— BEGIN —

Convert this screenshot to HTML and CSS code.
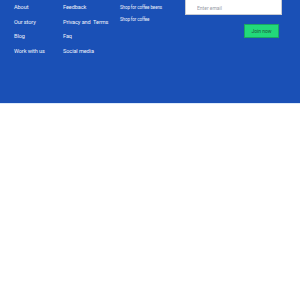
FILE: index.html
```html
<!DOCTYPE html>
<html lang="en">
<head>
    <meta charset="UTF-8">
    <meta name="viewport" content="width=device-width, initial-scale=1.0">
    <title>Footer</title>
    <link rel="stylesheet" href="styles.css">
</head>
<body>
    <footer class="site-footer">
        <div class="footer-inner">
            <ul class="footer-links col-about">
                <li><a href="#">About</a></li>
                <li><a href="#">Our story</a></li>
                <li><a href="#">Blog</a></li>
                <li><a href="#">Work with us</a></li>
            </ul>
            <ul class="footer-links col-help">
                <li><a href="#">Feedback</a></li>
                <li><a href="#">Privacy and&nbsp; Terms</a></li>
                <li><a href="#">Faq</a></li>
                <li><a href="#">Social media</a></li>
            </ul>
            <ul class="footer-links col-shop">
                <li><a href="#">Shop for coffee beens</a></li>
                <li><a href="#">Shop for coffee</a></li>
            </ul>
            <form class="newsletter">
                <input type="email" class="email-input" placeholder="Enter email">
                <button type="button" class="join-btn">Join now</button>
            </form>
        </div>
    </footer>
    <div class="footer-line"></div>
</body>
</html>
```

FILE: styles.css
```css
:root {
    --footer-blue: #1a50b6;
    --join-green: #22d97a;
}

body {
    margin: 0;
    font-family: Roboto, 'Liberation Sans', sans-serif;
    background-color: #fff;
}

.site-footer {
    background-color: var(--footer-blue);
    height: 103px;
    overflow: hidden;
}

.footer-inner {
    display: flex;
    align-items: flex-start;
    padding-left: 14px;
    margin-top: -8px;
}

.footer-links {
    list-style: none;
    margin: 0;
    padding: 0;
    padding-top: 8px;
}

.footer-links li {
    line-height: 14.5px;
    font-size: 5.6px;
    letter-spacing: -0.1px;
}

.footer-links a {
    color: #eef2fb;
    text-decoration: none;
}

.col-about {
    width: 49px;
}

.col-help {
    width: 57px;
}

.col-shop {
    width: 65px;
    padding-top: 10px;
}

.col-shop li {
    font-size: 4.5px;
    line-height: 12px;
}

.newsletter {
    width: 97px;
    display: flex;
    flex-direction: column;
    align-items: flex-end;
}

.email-input {
    box-sizing: border-box;
    width: 97px;
    height: 23px;
    border: 1px solid #c9ccd3;
    background: #fff;
    padding: 8px 0 0 11px;
    font-family: inherit;
    font-size: 5px;
    outline: none;
}

.email-input::placeholder {
    color: #9a9ea8;
}

.join-btn {
    margin-top: 9px;
    margin-right: 3px;
    width: 35px;
    height: 14px;
    padding: 0;
    border: 1px solid #1aa862;
    background-color: var(--join-green);
    color: #1c5a3a;
    font-family: inherit;
    font-size: 5px;
}

.footer-line {
    height: 1px;
    background-color: #dceafb;
}
```
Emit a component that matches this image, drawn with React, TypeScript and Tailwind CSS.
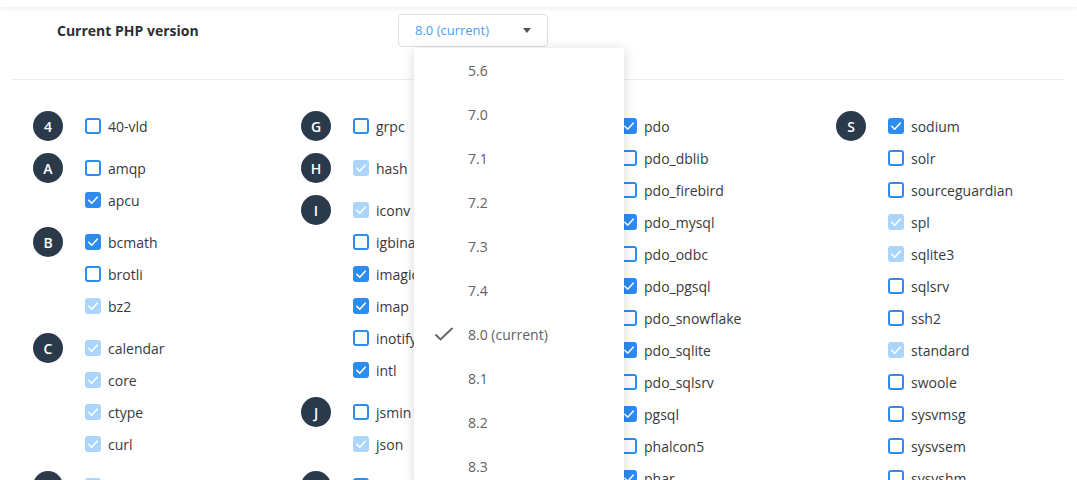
import React from "react";

type Ext = { name: string; state: "off" | "on" | "fixed" };
type Group = { letter: string; items: Ext[] };

const off = (name: string): Ext => ({ name, state: "off" });
const on = (name: string): Ext => ({ name, state: "on" });
const fixed = (name: string): Ext => ({ name, state: "fixed" });

// one list per column, as the page lays them out
const COLUMNS: Group[][] = [
  [
    { letter: "4", items: [off("40-vld")] },
    { letter: "A", items: [off("amqp"), on("apcu")] },
    { letter: "B", items: [on("bcmath"), off("brotli"), fixed("bz2")] },
    { letter: "C", items: [fixed("calendar"), fixed("core"), fixed("ctype"), fixed("curl")] },
    { letter: "D", items: [fixed("date"), fixed("dom")] },
  ],
  [
    { letter: "G", items: [off("grpc")] },
    { letter: "H", items: [fixed("hash")] },
    {
      letter: "I",
      items: [fixed("iconv"), off("igbinary"), on("imagick"), on("imap"), off("inotify"), on("intl")],
    },
    { letter: "J", items: [off("jsmin"), fixed("json")] },
    { letter: "L", items: [off("ldap")] },
  ],
  [
    {
      letter: "P",
      items: [
        on("pdo"),
        off("pdo_dblib"),
        off("pdo_firebird"),
        on("pdo_mysql"),
        off("pdo_odbc"),
        on("pdo_pgsql"),
        off("pdo_snowflake"),
        on("pdo_sqlite"),
        off("pdo_sqlsrv"),
        on("pgsql"),
        off("phalcon5"),
        on("phar"),
      ],
    },
  ],
  [
    {
      letter: "S",
      items: [
        on("sodium"),
        off("solr"),
        off("sourceguardian"),
        fixed("spl"),
        fixed("sqlite3"),
        off("sqlsrv"),
        off("ssh2"),
        fixed("standard"),
        off("swoole"),
        off("sysvmsg"),
        off("sysvsem"),
        off("sysvshm"),
      ],
    },
  ],
];

const VERSIONS = ["5.6", "7.0", "7.1", "7.2", "7.3", "7.4", "8.0 (current)", "8.1", "8.2", "8.3"];

function Tick({ className }: { className?: string }) {
  return (
    <svg viewBox="0 0 16 16" className={className} fill="none">
      <path d="M3.8 8.3l2.9 2.9 5.5-6" stroke="currentColor" strokeWidth="1.6" strokeLinecap="round" strokeLinejoin="round" />
    </svg>
  );
}

function Checkbox({ state }: { state: Ext["state"] }) {
  if (state === "off") {
    return <span className="w-4 h-4 shrink-0 rounded-[3px] border-2 border-[#2d8cf0] bg-white" />;
  }
  return (
    <span
      className={
        state === "on"
          ? "w-4 h-4 shrink-0 rounded-[3px] bg-[#2d8cf0] text-white flex items-center justify-center"
          : "w-4 h-4 shrink-0 rounded-[3px] bg-[#abd5fa] text-white flex items-center justify-center"
      }
    >
      <Tick className="w-4 h-4" />
    </span>
  );
}

function GroupBlock({ group }: { group: Group }) {
  return (
    <div className="flex">
      <div className="w-[30px] h-[30px] mt-px shrink-0 rounded-full bg-[#2a3a4b] text-white text-[14px] font-semibold flex items-center justify-center">
        {group.letter}
      </div>
      <div className="flex flex-col ml-[22px]">
        {group.items.map((ext) => (
          <label key={ext.name} className="h-8 flex items-center gap-[7px] text-[14px] text-[#363a40] whitespace-nowrap">
            <Checkbox state={ext.state} />
            <span>{ext.name}</span>
          </label>
        ))}
      </div>
    </div>
  );
}

export default function App() {
  return (
    <div
      className="relative h-[480px] overflow-hidden bg-white"
      style={{ fontFamily: '"Open Sans", "Liberation Sans", sans-serif' }}
    >
      {/* header edge */}
      <div className="h-[7px] bg-white shadow-[0_1px_5px_rgba(0,0,0,0.09)]" />

      {/* version row */}
      <div className="flex items-center pt-[7px] pb-8">
        <div className="w-[398px] pl-[57px] text-[14px] font-bold text-[#2c2f33]">Current PHP version</div>
        <button className="w-[150px] h-[33px] rounded-[4px] border border-[#dcdfe6] bg-white flex items-center justify-between pl-4 pr-4">
          <span className="text-[13px] text-[#4a9ff5]">8.0 (current)</span>
          <span className="w-0 h-0 border-l-[4px] border-r-[4px] border-t-[5px] border-l-transparent border-r-transparent border-t-[#555]" />
        </button>
      </div>

      <div className="mx-3 border-t border-[#ebedf0]" />

      {/* extensions */}
      <div className="pt-[30px] pl-[33px] grid grid-cols-[268px_268px_267px_268px] w-[1071px]">
        {COLUMNS.map((col, i) => (
          <div key={i} className="flex flex-col gap-[10px]">
            {col.map((g) => (
              <GroupBlock key={g.letter} group={g} />
            ))}
          </div>
        ))}
      </div>

      {/* open version menu */}
      <div className="absolute left-[414px] top-[48px] w-[210px] h-[440px] bg-white shadow-[0_2px_12px_rgba(0,0,0,0.16)]">
        {VERSIONS.map((v) => (
          <div key={v} className="relative h-11 flex items-center pl-[54px] text-[14px] text-[#5f6266]">
            {v === "8.0 (current)" && (
              <svg viewBox="0 0 20 14" className="absolute left-[20px] w-[20px] h-[14px] text-[#606266]" fill="none">
                <path d="M1.5 7.5l5 5 12-11.5" stroke="currentColor" strokeWidth="1.8" />
              </svg>
            )}
            {v}
          </div>
        ))}
      </div>
    </div>
  );
}
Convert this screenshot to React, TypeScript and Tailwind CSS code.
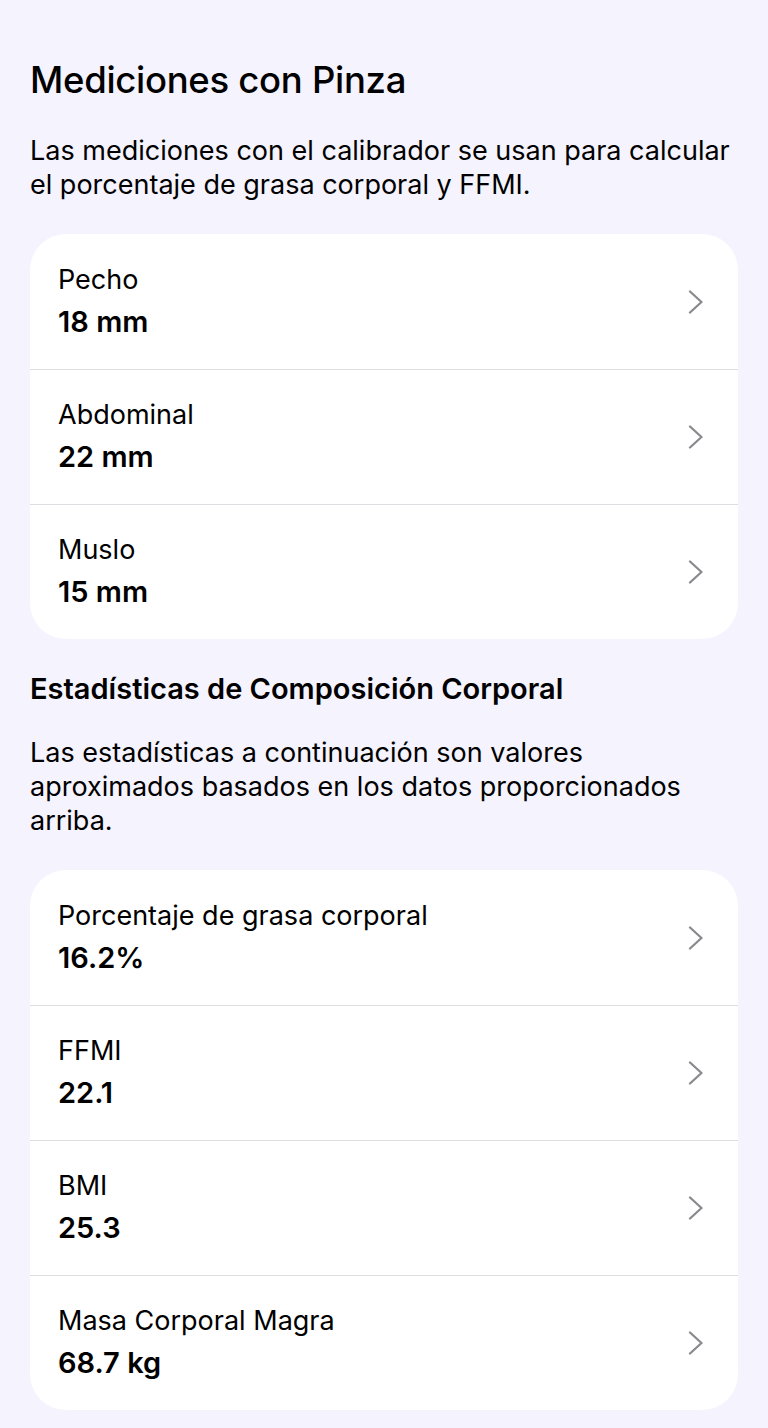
import React from 'react';

type Item = { label: string; value: string };

const medidas: Item[] = [
  { label: 'Pecho', value: '18 mm' },
  { label: 'Abdominal', value: '22 mm' },
  { label: 'Muslo', value: '15 mm' },
];

const estadisticas: Item[] = [
  { label: 'Porcentaje de grasa corporal', value: '16.2%' },
  { label: 'FFMI', value: '22.1' },
  { label: 'BMI', value: '25.3' },
  { label: 'Masa Corporal Magra', value: '68.7 kg' },
];

function Chevron() {
  return (
    <svg width="18" height="24" viewBox="0 0 18 24" fill="none">
      <path d="M3 1.5 L14.5 12 L3 22.5" stroke="#8a8a8e" strokeWidth="2.3" strokeLinecap="round" strokeLinejoin="round" />
    </svg>
  );
}

function Card({ items }: { items: Item[] }) {
  return (
    <div className="bg-white rounded-[36px] overflow-hidden">
      {items.map((item, i) => (
        <div
          key={item.label}
          className={`flex items-center justify-between pl-[28px] pr-[33px] h-[135px] ${i > 0 ? 'border-t border-[#dedee2]' : ''}`}
        >
          <div className="flex flex-col gap-[8px]">
            <span className="text-[27px] leading-[32px] text-black">{item.label}</span>
            <span className="text-[29px] leading-[36px] font-semibold text-black">{item.value}</span>
          </div>
          <Chevron />
        </div>
      ))}
    </div>
  );
}

export default function App() {
  return (
    <div
      className="min-h-[1428px] bg-[#f5f3fd] px-[30px] pt-[59px] pb-[18px]"
      style={{ fontFamily: 'Inter, "Noto Sans", sans-serif' }}
    >
      <h1 className="text-[36.5px] leading-[42px] font-medium text-black tracking-[-0.3px]">Mediciones con Pinza</h1>
      <p className="mt-[33px] text-[27px] leading-[34px] text-black">
        Las mediciones con el calibrador se usan para calcular el porcentaje de grasa corporal y FFMI.
      </p>
      <div className="mt-[32px]">
        <Card items={medidas} />
      </div>
      <h2 className="mt-[32px] text-[29px] leading-[36px] font-semibold text-black">
        Estadísticas de Composición Corporal
      </h2>
      <p className="mt-[29px] text-[27px] leading-[34px] text-black">
        Las estadísticas a continuación son valores aproximados basados en los datos proporcionados arriba.
      </p>
      <div className="mt-[32px]">
        <Card items={estadisticas} />
      </div>
    </div>
  );
}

— END —

▶ Problem requirements
Above are some records. Output exactly the lines from the one that contains "Emit a component" to the one that contains "const fixed = (name: string): Ext", keeping both, and omit the pictures.

▶ Answer to the exercise
Emit a component that matches this image, drawn with React, TypeScript and Tailwind CSS.
import React from "react";

type Ext = { name: string; state: "off" | "on" | "fixed" };
type Group = { letter: string; items: Ext[] };

const off = (name: string): Ext => ({ name, state: "off" });
const on = (name: string): Ext => ({ name, state: "on" });
const fixed = (name: string): Ext => ({ name, state: "fixed" });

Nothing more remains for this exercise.